It has been said that I am sometimes self-destructive in my honesty. (My boss recently advised me to remove a description of only a partial achievement of a goal from my annual review.) I do think honesty and transparency are important. However, I am quite sure I still harbour as many dark secrets as most.
That said, I do believe there is benefit in admitting when you’re wrong, or at least admitting you’re no longer quite so sure you’re right. Especially when you take a stance in a public forum such as Twitter or a blog. In a comment recently, I made reference to Doug Christie, a lawyer who recently died in BC. At the time, I’d only just recently heard of him (I’m still learning to be a proper Canadian), and my information was based solely on an interview he gave to the CBC that I’d heard shortly before his demise. In the interview he stated “Free speech is the one thing you have to give to your worst enemy if you want to keep it for yourself.”
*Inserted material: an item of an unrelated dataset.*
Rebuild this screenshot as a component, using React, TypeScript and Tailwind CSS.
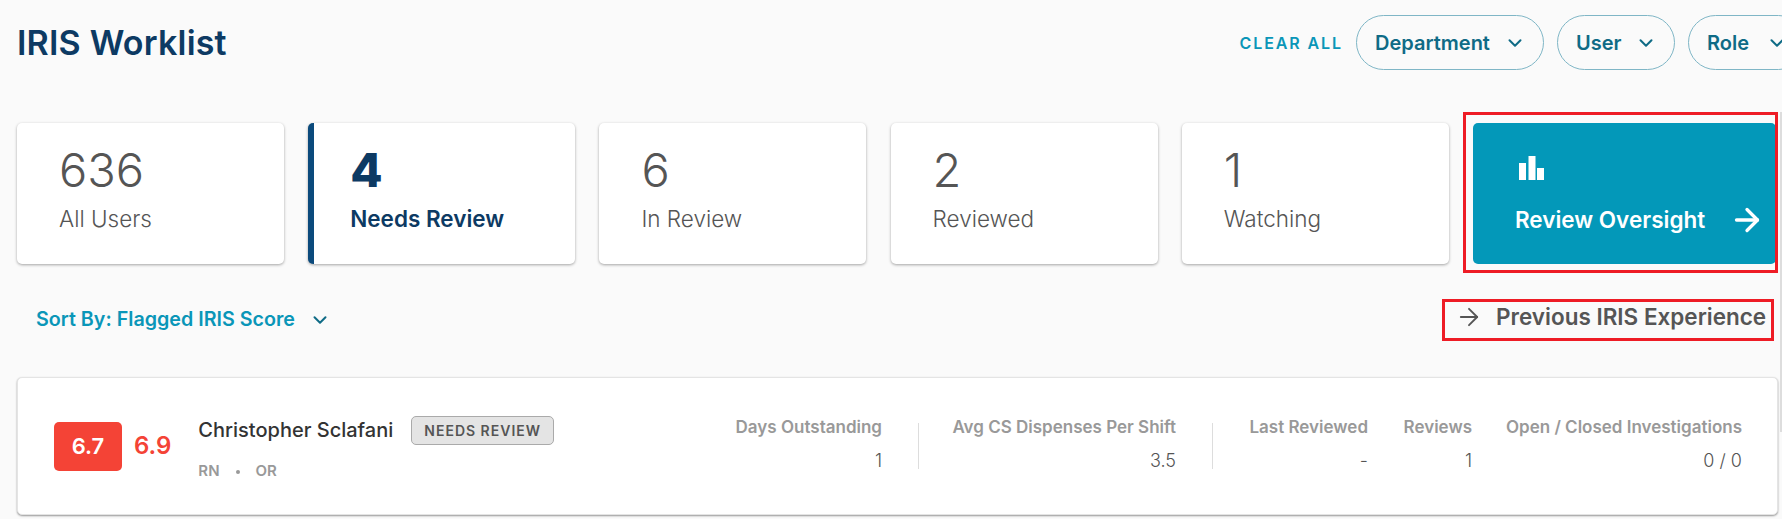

This struck a chord, and my “support the under-dog” genes kicked in. I am often prepared to support a stance I don’t personally agree with merely to ensure a fair airing of all views and a level playing field for discussion. However, since then, I came across this article in The Tyee: The Tyee – Doug Christie: The Unauthorized Obituary. In it a case is made by Tom Hawthorn that Mr Christie was actually quite adept at suppressing free speech when it didn’t suit his own goals, and that perhaps his personal views were more aligned with the extremists he’d defended than he’d indicated in the CBC interview. The article basically says that many (self included obviously) had taken this “free speech” element from the CBC interview and spread it to the 4 internet winds… without knowing the background and alleged hypocrisy of Mr Christie.
So, not wishing to be seen to only share half a story, I offer you the above link to the Tyee to at least obtain another perspective. As I mentioned – I’d never heard of the guy prior to the CBC interview, so claim no information or personal agenda beyond those two data points. I merely meant to use the reference as an example of supporting a principle not always being personally beneficial, and that its ramifications could include supporting someone whose view you fervently do not support.
However, hypocrisy (though I’m quite sure I entertain it in myself) is never worthy of support. I leave it to you to make your own decisions regarding Mr Christie… and perhaps lend me some better examples of a principled stance in support of another person that is perhaps self-harming.